Thus the whole so-called historical basis for Dan Brown’s novel is flawed. Jesus was simply not married to Mary Magdalene and he didn’t have offspring. The New Testament does not present the slightest suggestion of such a relationship. Moreover, the presentation of Jesus as the bridegroom and the Church as his bride in the New Testament, especially in the writings of St Paul, presupposes that Jesus had no human spouse.
The Priory of Sion – a European secret society founded in 1099 – is a real organisation. In 1975 Paris’s Bibliothèque Nationale discovered parchments known as Les Dossiers Secrets, identifying numerous members of the Priory of Sion, including Sir Isaac Newton, Sandro Botticelli, Victor Hugo and Leonardo da Vinci.
According to Brown, it is the Priory of Sion that has preserved the secret of the bloodline of Jesus’ marriage to Mary Magdalene through their daughter Sarah. Because it allegedly holds the secret of this bloodline, the Priory has been persecuted by the Catholic Church. The organisation is also devoted to worshiping “the sacred feminine” and it holds orgies as a form of ritual worship.
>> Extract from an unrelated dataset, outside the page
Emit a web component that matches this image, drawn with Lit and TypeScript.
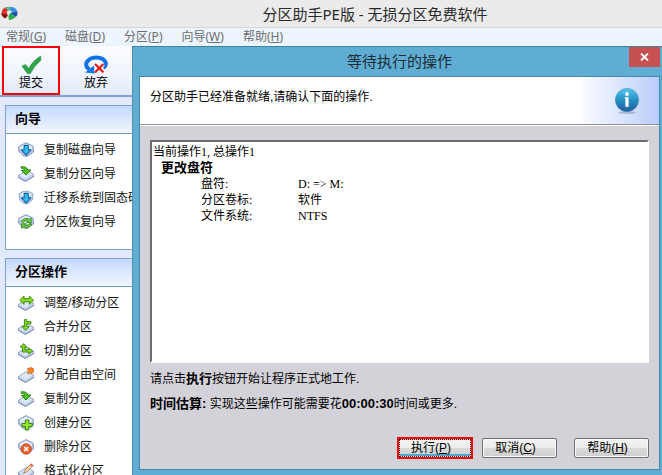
import { LitElement, html, css, svg } from "lit";
import { customElement, property } from "lit/decorators.js";

const slab = svg`
  <path d="M0.5 9.4 L8.6 4.4 L15.5 8.4 L15.5 10.8 L7.4 15.6 L0.5 11.6Z" fill="#8fa6cf" stroke="#7488b5" stroke-width=".8" stroke-linejoin="round"/>
  <path d="M0.9 9.3 L8.6 4.7 L15.1 8.5 L7.4 13Z" fill="#dfe9f8" stroke="#a9bbdd" stroke-width=".6" stroke-linejoin="round"/>
  <path d="M1.2 10.1 L7.4 13.7 L15 9.3" fill="none" stroke="#f3f7fd" stroke-width=".9"/>`;
const drum = svg`
  <path d="M.8 4.5 L8 .6 L15.2 4.2 L15.5 10 L9 14.6 L5 13.6 L.6 9Z" fill="#b4c4e2" stroke="#7f94c0" stroke-width=".9" stroke-linejoin="round"/>
  <path d="M1.6 4.8 L8 1.4 L14.4 4.7 L13.4 8.2 L8 11 L2.4 8Z" fill="#e3ebf9"/>`;
const downBlue = svg`<path d="M6.2 3.4H10.2V7.8H13L8.2 13.2 3.4 7.8H6.2Z" fill="#35bdf0" stroke="#1263a4" stroke-width="1.1" stroke-linejoin="round"/>`;
const dropGreen = svg`<path d="M3.2 .8 C6 .4 9.2 1 9.8 4 H13 L8 9 L3.4 4.4 H6.6 C6.2 2.8 5 2.2 3.2 2.2Z" fill="#4fc018" stroke="#1d7a0a" stroke-width=".9" stroke-linejoin="round"/>`;
const leaf = { fill: "#86d824", line: "#33860c" };

const glyphs: Record<string, unknown> = {
  disk: svg`${drum}${downBlue}`,
  copy: svg`${slab}${dropGreen}`,
  migrate: svg`<path d="M1 3.8 Q8 -1.6 15 3.8 L14.2 10 Q8 17.6 1.8 10Z" fill="#cad7ee" stroke="#8ca0c8" stroke-width=".9"/><path d="M2.2 4.2 Q8 .6 13.8 4.2 Q8 8 2.2 4.2Z" fill="#f1f5fc"/>${downBlue}`,
  recover: svg`${drum}<path d="M2.8 7.4 Q7 2.8 11.6 5.2 L13.2 3.8 V8.6 H8.6 L10 7 Q7.4 6 5.4 8.4Z M14 10 Q9.6 15.6 5.2 12.8 L3.6 14.4 V9.8 H8.2 L6.8 11.4 Q9.2 12.4 11.4 9.8Z" fill="#6bd03c" stroke="#2d7d18" stroke-width=".8" stroke-linejoin="round"/>`,
  move: svg`${slab}<path d="M1.8 5.2 L6 1 V3.6 H11.4 V1 L15.6 5.2 L11.4 9.4 V6.8 H6 V9.4Z" fill="${leaf.fill}" stroke="${leaf.line}" stroke-width=".9" stroke-linejoin="round"/>`,
  merge: svg`${slab}<path d="M6.4 .6 H8.8 V2.6 H13 V4.8 H8.8 V7.6 H11.4 L7.6 11.6 L3.8 7.6 H6.4Z" fill="${leaf.fill}" stroke="${leaf.line}" stroke-width=".9" stroke-linejoin="round"/>`,
  split: svg`${slab}<path d="M5.6 .6 L9 4.2 H6.8 V6.8 H10.6 V4.8 L14.8 8 L10.6 11 V9 H4.4 V4.2 H2.2Z" fill="${leaf.fill}" stroke="${leaf.line}" stroke-width=".9" stroke-linejoin="round"/>`,
  allocate: svg`${slab}<path d="M9 2.2 Q12.4 -.8 15.6 1.6 Q16.2 4.6 14.2 6.4 L12 5.8 L9.2 6.8 L10.8 4.2Z" fill="#f28a2c" stroke="#d0610f" stroke-width=".7"/>`,
  create: svg`${drum}<path d="M7.4 5 H10.8 V8.4 H14.2 V11.6 H10.8 V15 H7.4 V11.6 H4 V8.4 H7.4Z" fill="#9ae62c" stroke="#2c820c" stroke-width="1"/>`,
  remove: svg`${drum}<circle cx="8.2" cy="10" r="5.2" fill="#f0602c" stroke="#c33d12" stroke-width=".8"/><path d="M6.2 8 L10.2 12 M10.2 8 L6.2 12" stroke="#fff" stroke-width="1.7"/>`,
  format: svg`${slab}<path d="M5.6 10 L6.8 7.2 L13 .8 L15.2 2.6 L8.8 9Z" fill="#f4d9a4" stroke="#9a6a48" stroke-width=".8"/><path d="M12 2 L13.2 .8 L15.2 2.6 L14 3.8Z" fill="#dd5a4c"/>`,
};

const wizards = [
  ["disk", "复制磁盘向导"],
  ["copy", "复制分区向导"],
  ["migrate", "迁移系统到固态硬盘"],
  ["recover", "分区恢复向导"],
];
const operations = [
  ["move", "调整/移动分区"],
  ["merge", "合并分区"],
  ["split", "切割分区"],
  ["allocate", "分配自由空间"],
  ["copy", "复制分区"],
  ["create", "创建分区"],
  ["remove", "删除分区"],
  ["format", "格式化分区"],
];
const menus = [["常规", "G"], ["磁盘", "D"], ["分区", "P"], ["向导", "W"], ["帮助", "H"]];

@customElement("task-panel")
class TaskPanel extends LitElement {
  @property() heading = "";
  @property({ attribute: false }) items: string[][] = [];

  static styles = css`
    :host { display: block; border: 1px solid #7da2ce; background: #fff; box-sizing: border-box; }
    .heading {
      margin: 0; height: 27px; padding-left: 9px; line-height: 26px;
      font-size: 13px; font-weight: bold; color: #000;
      background: linear-gradient(#c2d8fd, #d3e2fd 30%, #f1f5fd);
      border-bottom: 1px solid #6e9dca;
    }
    .list { list-style: none; margin: 0; padding: 4px 0 15px; }
    .link {
      display: flex; align-items: center; gap: 10px; height: 24px; padding-left: 12px;
      color: #111; text-decoration: none; white-space: nowrap; line-height: 24px;
    }
    .icon { width: 16px; height: 16px; flex: none; }
  `;

  render() {
    return html`
      <h2 class="heading">${this.heading}</h2>
      <ul class="list">
        ${this.items.map(([icon, label]) => html`
          <li><a class="link" href="#">
            <svg class="icon" viewBox="0 0 16 16" aria-hidden="true">${glyphs[icon]}</svg>
            <span>${label}</span></a></li>`)}
      </ul>`;
  }
}

@customElement("pending-dialog")
class PendingDialog extends LitElement {
  static styles = css`
    :host {
      display: flex; flex-direction: column; box-sizing: border-box;
      background: #60add3; border-top: 1px solid #3d84a0; border-left: 1px solid #5291b2;
      padding: 0 2px 5px 6px; color: #000;
    }
    button { font: inherit; color: inherit; }
    b { font-size: 13px; }
    .titlebar { position: relative; height: 29px; display: flex; align-items: center; justify-content: center; }
    .title { margin: 0; font-size: 15px; font-weight: normal; line-height: 20px; color: #1c2c36; }
    .close {
      position: absolute; top: 0; right: 0; width: 31px; height: 20px; padding: 0; border: 0;
      background: #c75050; display: flex; align-items: center; justify-content: center;
    }
    .client {
      flex: 1; min-height: 0; display: flex; flex-direction: column;
      border: 1px solid #4789a8; background: #d3d2d9;
    }
    .banner {
      height: 48px; flex: none; box-sizing: border-box; display: flex; justify-content: space-between;
      padding: 10px 19px 0 10px; border-bottom: 1px solid #909096; box-shadow: 0 1px #fff;
      background: linear-gradient(90deg, #fff 84%, #d9e3fc 93%, #b9ccfa);
    }
    .banner-text { margin: 0; line-height: 20px; }
    .info { width: 26px; height: 28px; }
    .content { flex: 1; min-height: 0; display: flex; flex-direction: column; padding: 15px 10px 11px 10px; }
    .log {
      flex: 1; min-height: 0; box-sizing: border-box; background: #fff; padding: 2px 1px;
      border: 2px solid; border-color: #6c6c6c #fff #fff #6c6c6c;
      font-family: "Liberation Serif", "Noto Sans CJK SC", serif; line-height: 16px;
    }
    .line { margin: 0; }
    .change { margin: 0; padding-left: 8px; line-height: 16px; }
    .details { margin: 0; padding-left: 48px; display: grid; grid-template-columns: 97px 1fr; }
    .details dd { margin: 0; }
    .note { margin: 0; line-height: 18px; padding-top: 7px; }
    .actions { display: flex; align-items: center; justify-content: flex-end; gap: 17px; padding-top: 25px; }
    .action {
      width: 75px; height: 20px; box-sizing: border-box; padding: 0 8px 0 0; border: 1px solid #707070;
      border-radius: 2px; background: linear-gradient(#f4f4f4, #ececec 50%, #dadada 51%, #cfcfcf);
      line-height: 16px; box-shadow: inset 0 0 0 1px #f8f8f8;
    }
    .primary {
      width: 72px; height: 18px; margin-right: -6px; border: 1px dotted #222; border-radius: 0;
      outline: 2px solid #f00; box-shadow: inset 0 -2px #4ba9cf;
    }
  `;

  render() {
    return html`
      <header class="titlebar">
        <h1 class="title">等待执行的操作</h1>
        <button class="close" aria-label="关闭">
          <svg width="9" height="8" viewBox="0 0 9 8"><path d="M1 .5 L8 7.5 M8 .5 L1 7.5" stroke="#fff" stroke-width="1.8"/></svg>
        </button>
      </header>
      <div class="client">
        <div class="banner">
          <p class="banner-text">分区助手已经准备就绪,请确认下面的操作.</p>
          <svg class="info" viewBox="0 0 26 28" aria-hidden="true">
            <defs><linearGradient id="ball" x1="0" y1="0" x2="0" y2="1">
              <stop offset="0" stop-color="#55c6ea"/><stop offset=".5" stop-color="#2590c6"/><stop offset="1" stop-color="#245b98"/>
            </linearGradient></defs>
            <ellipse cx="13" cy="25.5" rx="9" ry="1.5" fill="#8d9dbb" opacity=".6"/>
            <circle cx="13" cy="13" r="11.6" fill="url(#ball)" stroke="#3d8fbe" stroke-width=".6"/>
            <circle cx="13" cy="7" r="1.9" fill="#fff"/>
            <path d="M10.8 10.2H14.6V19.8H11.4V11.4H10.8Z" fill="#fff"/>
          </svg>
        </div>
        <div class="content">
          <section class="log" aria-label="操作列表">
            <p class="line">当前操作1, 总操作1</p>
            <p class="change"><b>更改盘符</b></p>
            <dl class="details">
              <dt>盘符:</dt><dd>D: =&gt; M:</dd>
              <dt>分区卷标:</dt><dd>软件</dd>
              <dt>文件系统:</dt><dd>NTFS</dd>
            </dl>
          </section>
          <p class="note">请点击<b>执行</b>按钮开始让程序正式地工作.</p>
          <p class="note"><b>时间估算:</b> 实现这些操作可能需要花<b>00:00:30</b>时间或更多.</p>
          <div class="actions">
            <button class="action primary">执行(<u>P</u>)</button>
            <button class="action">取消(<u>C</u>)</button>
            <button class="action">帮助(<u>H</u>)</button>
          </div>
        </div>
      </div>`;
  }
}

@customElement("app-root")
class AppRoot extends LitElement {
  static styles = css`
    :host {
      display: flex; flex-direction: column; position: relative; height: 100vh; overflow: hidden;
      background: #e3e9fc; font-family: "Liberation Sans", "Noto Sans CJK SC", sans-serif; font-size: 12px;
    }
    button { font: inherit; border: 0; background: none; }
    .titlebar {
      height: 27px; flex: none; display: flex; align-items: center; background: #ebebeb;
      border-bottom: 1px solid #d8d6d4;
    }
    .logo { width: 17px; height: 15px; flex: none; margin-left: 1px; }
    .title {
      flex: 1; margin: 0; padding-left: 70px; text-align: center; font-size: 15px; font-weight: normal;
      font-family: "Noto Sans", "Noto Sans CJK SC", sans-serif; line-height: 20px; color: #2a2a2a;
    }
    .menubar {
      height: 18px; flex: none; display: flex; align-items: center; gap: 19px; padding-left: 6px;
      background: #ecf5fd; font-family: "Noto Sans", "Noto Sans CJK SC", sans-serif;
    }
    .menu { padding: 0; color: #6d6d6d; line-height: 18px; }
    .toolbar {
      height: 49px; flex: none; display: flex; gap: 7px; padding-left: 2px;
      background: linear-gradient(#fbfcff, #f2f5fd 50%, #e4eafa); border-bottom: 2px solid #7fa3d6;
    }
    .tool {
      width: 58px; padding: 7px 0 0; display: flex; flex-direction: column; align-items: center;
      box-sizing: border-box; border: 2px solid transparent; color: #000; line-height: 16px;
    }
    .marked { border-color: #f00; }
    .tool-icon { width: 24px; height: 20px; flex: none; }
    .sidebar { width: 200px; flex: none; display: flex; flex-direction: column; gap: 8px; padding: 8px 0 0 5px; }
    .dialog { position: absolute; left: 132px; right: 0; top: 46px; bottom: 0; }
  `;

  render() {
    return html`
      <header class="titlebar">
        <svg class="logo" viewBox="0 0 17 15" aria-hidden="true">
          <path d="M0.4 8 Q.8 1.4 7 .8 L9 6 L5 12.2 Q1 11.6 .4 8Z" fill="#d9301f"/>
          <path d="M.4 7.6 Q.8 10.6 4 12.4 L6.6 9Z" fill="#76150f"/>
          <path d="M4 2 Q10 -.6 14.4 2.2 L9 6Z" fill="#5cbf9a"/>
          <path d="M9 1 Q15.4 1.4 16.4 5.4 L9 7Z" fill="#3f8fe0"/>
          <path d="M16.4 5.4 Q17 9 14.8 11 L9 7Z" fill="#1c4fa6"/>
          <path d="M9 7 L14.6 11 Q12 14 8 14.2 L7.4 10Z" fill="#2faa4b"/>
          <path d="M5.4 5.8 Q8 3.6 11 5.4 L9 7.4 L7 9.4Z" fill="#d8ecf6"/>
        </svg>
        <h1 class="title">分区助手PE版 - 无损分区免费软件</h1>
      </header>
      <nav class="menubar">
        ${menus.map(([name, key]) => html`<button class="menu">${name}(<u>${key}</u>)</button>`)}
      </nav>
      <div class="toolbar">
        <button class="tool marked">
          <svg class="tool-icon" viewBox="0 0 24 20" aria-hidden="true">
            <path d="M3 11 L6.6 9.6 L9.6 13.4 Q13.6 6 21.6 1 L21.8 5.4 Q15 11 11.4 18.6 H8.4Z" fill="#2fa34a" stroke="#258a3d" stroke-width=".6"/>
          </svg>提交
        </button>
        <button class="tool">
          <svg class="tool-icon" viewBox="0 0 24 20" aria-hidden="true">
            <path d="M5.4 14.4 Q1 11.6 2.6 7.4 Q5.4 2.4 12 2.4 Q19.6 2.4 21.6 7.2 Q22.6 10.4 19.4 13" fill="none" stroke="#1273e6" stroke-width="4"/>
            <path d="M1 17.4 L10 10.6 L10.8 18.6Z" fill="#1273e6"/>
            <path d="M11 9 L19.4 17.4 M19.4 9 L11 17.4" stroke="#fff" stroke-width="4"/>
            <path d="M11 9 L19.4 17.4 M19.4 9 L11 17.4" stroke="#d9201c" stroke-width="2.2"/>
          </svg>放弃
        </button>
      </div>
      <aside class="sidebar">
        <task-panel heading="向导" .items=${wizards}></task-panel>
        <task-panel heading="分区操作" .items=${operations}></task-panel>
      </aside>
      <pending-dialog class="dialog" role="dialog" aria-label="等待执行的操作"></pending-dialog>`;
  }
}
But did the Priory of Sion exist? Is it a “real organisation” as Brown says? The basis for Dan Brown’s ideas about the Priory, as he says, were some parchments known as Les Dossiers Secrets that were discovered in 1975 in the Bibliothèque Nationale in Paris. The documents were popularised in the late 1970s and formed the basis of the books Holy Blood, Holy Grail, The Messianic Legacy, and later The Da Vinci Code.
But were Les Dossiers Secrets authentic? In fact they were false, and were shown to have been created by a group headed by a Frenchman named Pierre Plantard, who served three stints in jail, one of them for fraud and embezzlement. Authors Carl Olson and Sandra Miesel write in their book The Da Vinci Hoax:
…the dossiers give every appearance of having been “salted” into the library with pseudonymous by-lines and falsified publication dates. The process somewhat resembles recent cases of people inserting spurious information about works of art into existing library catalogues to create a false pedigree for their merchandise. Dan Brown’s other major source of esoteric ideas, The Templar Revelation, dismisses the dossiers as fabrications.
Even the authors of Holy Blood, Holy Grail and The Messianic Legacy later came to question them.
What then is the real story of the Priory of Sion? The Priory of Sion did exist but it was a club founded in 1956 by four young Frenchmen for the promotion of low-cost housing. Two of its members were André Bonhomme, who was president of the club when it was founded, and Pierre Plantard, who previously had been sentenced to jail for fraud and embezzlement. The group’s name is based on a local mountain in France (Col du Mont Sion), not Mount Zion in Jerusalem. It has no connection with the Crusaders, the Templars, or previous movements incorporating “Sion” into their names.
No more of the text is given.